The movie starts out with a gut punch. Shots of Armstrong lying flat in a shuttle are juxtaposed with shots of his small daughter lying in the same position in an exam room. Without any dialogue, it quickly becomes clear that the toddler is dying of cancer. We see him taking notes, her getting worse, moments of false hope, then her funeral, marked with a tiny casket being lowered into the ground. The sequence is absolutely brutal to watch, and thankfully, the movie moves pretty swiftly through it. Though it passes quickly, it sets the stage emotionally for the rest of the movie.
But in other parts of the movie, the sudden jumps feel jarring. We are moved through scenes with his wife, June Armstrong–we see her pregnant, then with a baby, then two children. This montage encompasses ten years or so. It seems that the creators of the movie really wanted to show his daughter alive in order to include her in the story even though it’s many years after that he makes it to the moon. This tragedy and the rebuilding of his family is a decade before the mission to the moon, but the filmmaker Damien Chazelle clearly felt that his personal life was relevant. Speeding through so many years in just a few minutes of the movie highlights how important this background is to the mission, though it may feel confusing and rushed for the viewer.
The death of his daughter Karen informs how Armstrong is able to complete his mission. The climactic scene of his first step on the moon culminates in the revelation that Armstrong has brought his daughter’s favorite bracelet. He drops it into a crater on the moon, signifying that his emotional journey is finished, as well as the mission.

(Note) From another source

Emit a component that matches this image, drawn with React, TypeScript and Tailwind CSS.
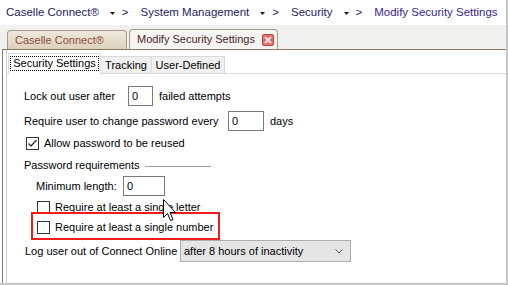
import React from 'react';

const Caret: React.FC = () => (
    <span className="flex items-center ml-[11px] mr-[12px] gap-[7px] text-[#1c1c5c]">
        <svg width="5" height="3" viewBox="0 0 5 3"><path d="M0 0 L5 0 L2.5 3 Z" fill="#1a1a1a" /></svg>
        <span>&gt;</span>
    </span>
);

const Checkbox: React.FC<{ checked?: boolean }> = ({ checked }) => (
    <span className="w-[13px] h-[13px] border border-[#333333] bg-white flex items-center justify-center shrink-0">
        {checked && (
            <svg width="11" height="11" viewBox="0 0 11 11">
                <path d="M1.5 5.5 L4 8 L9.5 2" stroke="#333333" strokeWidth="1.3" fill="none" />
            </svg>
        )}
    </span>
);

const Box: React.FC<{ w: string; value: string }> = ({ w, value }) => (
    <span className={`${w} h-[20px] border border-[#7a7a7a] bg-white flex items-center pl-[3px] shrink-0`}>{value}</span>
);

const App: React.FC = () => {
    return (
        <div className="w-[508px] h-[285px] bg-white border-r-2 border-b-2 border-[#c6c6c6] flex flex-col overflow-hidden relative font-['Liberation_Sans',Arial,sans-serif]">
            {/* breadcrumb */}
            <div className="h-[25px] shrink-0 flex items-center pl-[6px] pt-[1px] text-[11.5px] text-[#1c1c5c] whitespace-nowrap">
                <span>Caselle Connect®</span>
                <Caret />
                <span>System Management</span>
                <Caret />
                <span>Security</span>
                <Caret />
                <span className="text-[#3a1f8c]">Modify Security Settings</span>
            </div>

            {/* document tabs */}
            <div className="h-[24px] shrink-0 bg-[#f0f0ee] flex items-end pl-[7px] gap-[2px] text-[11px] whitespace-nowrap">
                <div className="h-[19px] w-[120px] rounded-t-[4px] border border-b-0 border-[#a39a8f] bg-gradient-to-b from-[#efe8dc] to-[#ddd1bd] pl-[7px] text-[#8c4d3f] flex items-center">
                    Caselle Connect®
                </div>
                <div className="h-[20px] w-[149px] rounded-t-[4px] border border-b-0 border-[#a39a8f] bg-[#f5f4f1] pl-[7px] pr-[3px] text-[#4b2626] flex items-center justify-between">
                    <span>Modify Security Settings</span>
                    <span className="w-[12px] h-[12px] rounded-[2px] bg-[#e46c6c] border border-[#b94a4a] flex items-center justify-center">
                        <svg width="8" height="8" viewBox="0 0 8 8">
                            <path d="M1 1 L7 7 M7 1 L1 7" stroke="#ffffff" strokeWidth="1.6" />
                        </svg>
                    </span>
                </div>
            </div>

            <div className="flex-1 flex flex-col ml-[2px] border-l border-t border-[#8a7666]">
                <div className="flex-1 ml-[3px] border-l border-[#d0d0d0] flex flex-col">
                    {/* inner tabs */}
                    <div className="h-[24px] shrink-0 flex items-end border-b border-[#d9d9d9] pl-[1px] text-[11px] text-black whitespace-nowrap">
                        <div className="h-[21px] w-[93px] -mb-px bg-white border border-b-0 border-[#d9d9d9] px-[1px] pt-[2px] pb-[3px] flex">
                            <span className="flex-1 border border-dotted border-black flex items-center justify-center">Security Settings</span>
                        </div>
                        <div className="h-[17px] w-[51px] bg-[#f0f0f0] border border-b-0 border-l-0 border-[#d9d9d9] flex items-center justify-center">Tracking</div>
                        <div className="h-[17px] w-[73px] bg-[#f0f0f0] border border-b-0 border-l-0 border-[#d9d9d9] flex items-center justify-center">User-Defined</div>
                    </div>

                    {/* settings */}
                    <div className="flex flex-col pl-[17px] text-[11px] text-black whitespace-nowrap">
                        <div className="mt-[12px] h-[20px] flex items-center">
                            <span className="w-[104px]">Lock out user after</span>
                            <Box w="w-[25px]" value="0" />
                            <span className="ml-[6px]">failed attempts</span>
                        </div>
                        <div className="mt-[5px] h-[20px] flex items-center">
                            <span className="w-[204px]">Require user to change password every</span>
                            <Box w="w-[36px]" value="0" />
                            <span className="ml-[6px]">days</span>
                        </div>
                        <div className="mt-[3px] h-[19px] flex items-center pl-[2px]">
                            <Checkbox checked />
                            <span className="ml-[5px]">Allow password to be reused</span>
                        </div>
                        <div className="mt-[4px] h-[16px] flex items-center">
                            <span>Password requirements</span>
                            <span className="ml-[5px] mt-[2px] w-[66px] h-px bg-[#a0a0a0]" />
                        </div>
                        <div className="mt-[3px] h-[20px] flex items-center pl-[12px]">
                            <span className="w-[87px]">Minimum length:</span>
                            <Box w="w-[42px]" value="0" />
                        </div>
                        <div className="mt-[3px] h-[17px] flex items-center pl-[13px]">
                            <Checkbox />
                            <span className="ml-[5px]">Require at least a single letter</span>
                        </div>
                        <div className="mt-[3px] h-[17px] flex items-center pl-[13px]">
                            <Checkbox />
                            <span className="ml-[5px]">Require at least a single number</span>
                        </div>
                        <div className="mt-[4px] h-[22px] flex items-center pl-[1px]">
                            <span className="w-[155px]">Log user out of Connect Online</span>
                            <div className="w-[171px] h-[22px] bg-[#e5e5e5] border border-[#adadad] pl-[3px] pr-[7px] flex items-center justify-between">
                                <span>after 8 hours of inactivity</span>
                                <svg width="8" height="5" viewBox="0 0 8 5">
                                    <path d="M0.5 0.5 L4 4 L7.5 0.5" stroke="#555555" strokeWidth="1" fill="none" />
                                </svg>
                            </div>
                        </div>
                    </div>
                </div>
            </div>

            {/* highlight annotation */}
            <div className="absolute left-[31px] top-[212px] w-[189px] h-[28px] border-2 border-[#f01c1c]" />

            {/* mouse pointer */}
            <svg className="absolute left-[163px] top-[199px]" width="14" height="23" viewBox="0 0 14 23">
                <path d="M0.5 0.5 L0.5 18.5 L4.5 14.5 L7.5 21.5 L10 20.5 L7 13.5 L12.5 13.5 Z" fill="#ffffff" stroke="#000000" strokeWidth="1" />
            </svg>
        </div>
    );
};

export default App;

Though the gravity of the moon mission is clear, the film also offers equal treatment to life in the Armstrong house. Though Claire Foy gets short shrift in this film. It’s initially a little jarring to see her first not as the Queen of England (as in the Netflix series “The Crown”), but rather as this sort of quiet, docile, Southern housewife. I was left with the impression that she was picked for the role mostly because of her immense blue eyes, which show every moment of sadness and betrayal. Scenes of her mothering alone are juxtaposed with Armstrong’s training, either to show how both types of work are important, or to show what he is missing by leaving home. The two, unfortunately, lacked any chemistry, and I personally would have preferred Emma Stone alongside him again, if that were an option.

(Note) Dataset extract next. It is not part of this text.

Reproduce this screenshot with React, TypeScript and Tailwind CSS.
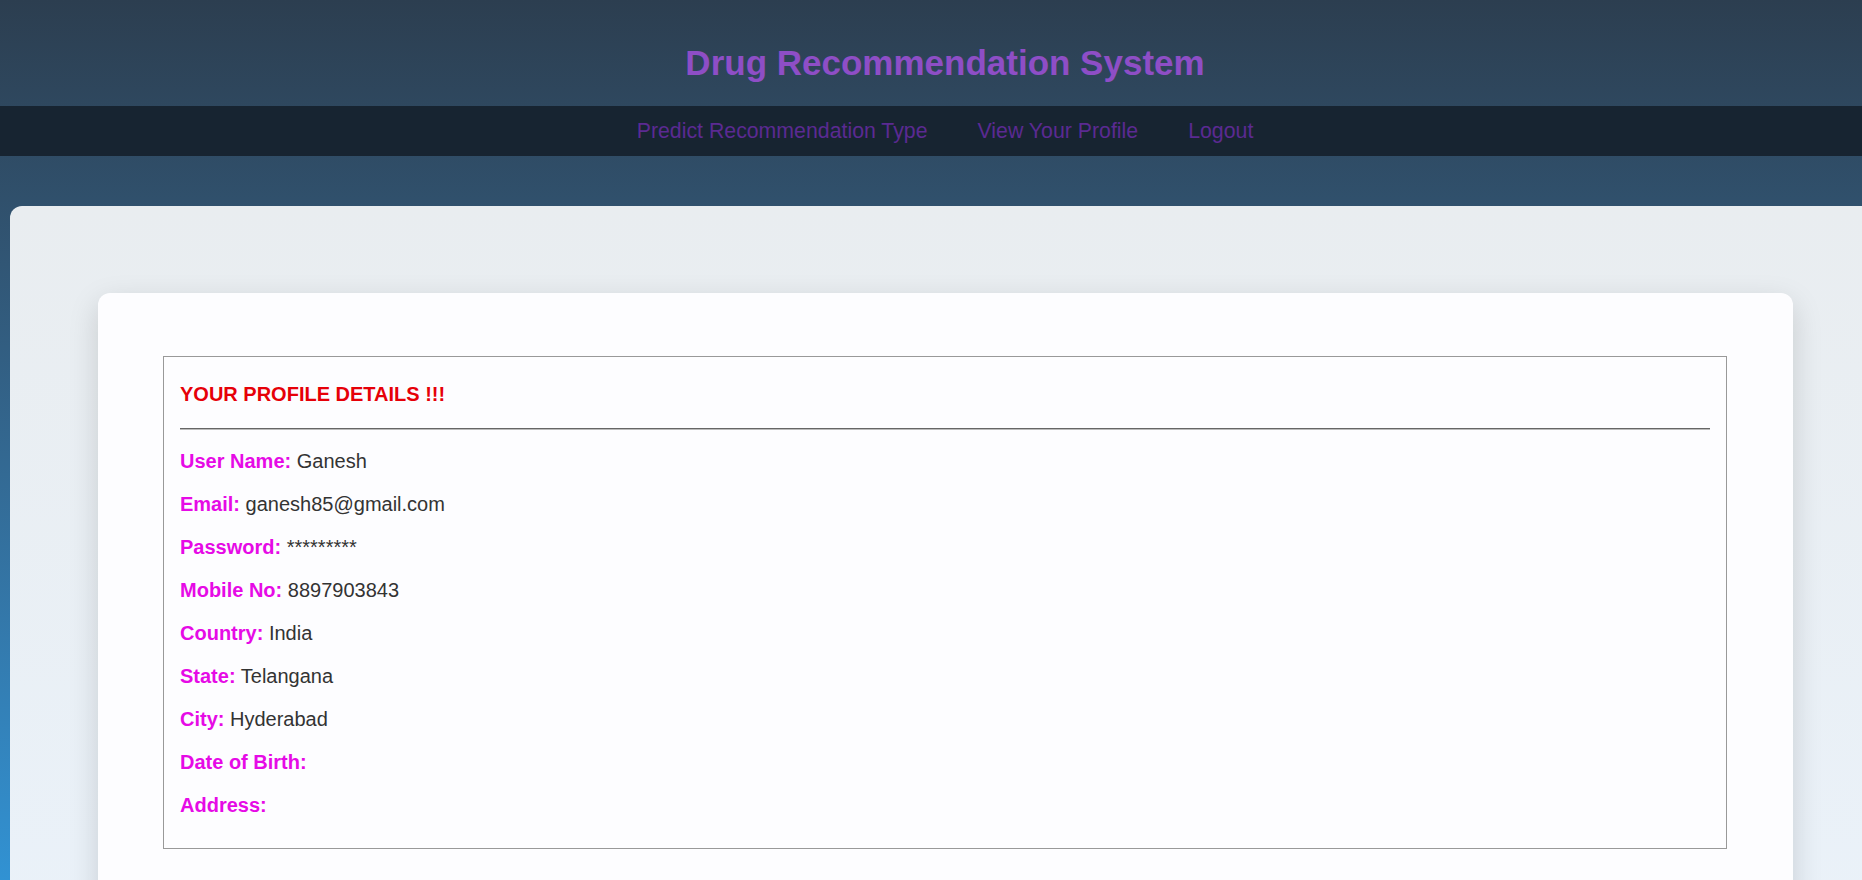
const rows: [string, string][] = [
  ["User Name:", "Ganesh"],
  ["Email:", "ganesh85@gmail.com"],
  ["Password:", "*********"],
  ["Mobile No:", "8897903843"],
  ["Country:", "India"],
  ["State:", "Telangana"],
  ["City:", "Hyderabad"],
  ["Date of Birth:", ""],
  ["Address:", ""],
];

const links = ["Predict Recommendation Type", "View Your Profile", "Logout"];

export default function App() {
  return (
    <div className="h-screen overflow-hidden bg-gradient-to-b from-[#2c3e50] to-[#3192d3] font-['Liberation_Sans',Arial,sans-serif]">
      <header className="h-[106px] flex items-center justify-center pt-[18px] pl-[28px]">
        <h1 className="text-[35px] font-bold text-[#8e4ec6] leading-none">
          Drug Recommendation System
        </h1>
      </header>

      <nav className="h-[50px] bg-[#172431] flex items-center justify-center pl-[28px] pt-[2px]">
        {links.map((l) => (
          <a key={l} href="#" className="px-[25px] text-[21.3px] text-[#5b2a92] leading-none">
            {l}
          </a>
        ))}
      </nav>

      <main className="mt-[50px] ml-[10px] w-[1900px] h-[800px] rounded-tl-[12px] bg-gradient-to-b from-[#e9edf0] to-[#eaf2fa] pl-[88px] pt-[87px]">
        <div className="w-[1695px] rounded-[12px] bg-[#fdfdff] shadow-[0_10px_30px_rgba(0,0,0,0.15)] pl-[65px] pr-[66px] pt-[63px] pb-[60px]">
          <div className="border border-[#999] bg-[#fdfdff] pl-[16px] pr-[16px] pt-[26px] pb-[31px] text-[20px] leading-[23px]">
            <h3 className="font-bold text-[#e60008]">YOUR PROFILE DETAILS !!!</h3>
            <div className="mt-[22px] border-t border-[#666] border-b border-b-[#bbb]" />
            <div className="mt-[20px] flex flex-col gap-[20px]">
              {rows.map(([k, v]) => (
                <p key={k} className="text-[#333]">
                  <span className="font-bold text-[#e60ae6]">{k}</span> {v}
                </p>
              ))}
            </div>
          </div>
        </div>
      </main>
    </div>
  );
}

Foy is basically the only woman with a speaking part in the film. The writers clearly tried to address the problem of only white men speaking by throwing in one scene of mostly black protestors railing against how much money the government spends on the space program compared with social services. The space race against Russia is also put into sharp focus. So the astronauts do not only have job pressure, but also family and political pressure.
I was left wondering if there was a key part of the movie that I simply didn’t catch. In many ways, the movie functioned as a portrait of a marriage as much as the story of a mission to the moon. This also perhaps justifies why this movie was made when we already had Apollo 13. My biggest question is why Damien Chazelle, fresh off his Oscar high with La La Land, would choose to make this movie. It seems far out of his repertoire of classic hollywood musicals. It also seems a huge waste to have Ryan Gosling again and not have him sing and dance. They seem to tease it at one moment, talking about Armstrong’s penchant for rewriting Gilbert and Sullivan songs in high school–but then he doesn’t sing! It’s interesting that Gosling plays Armstrong with a really whiny voice–not the macho, swaggering astronauts as depicted in Astronaut Wives (which, yes, I absolutely watched). All and all I would say this movie was just okay–I wouldn’t rush out to see it. Gosling has some impressive acting in it, but the story is overall uneven.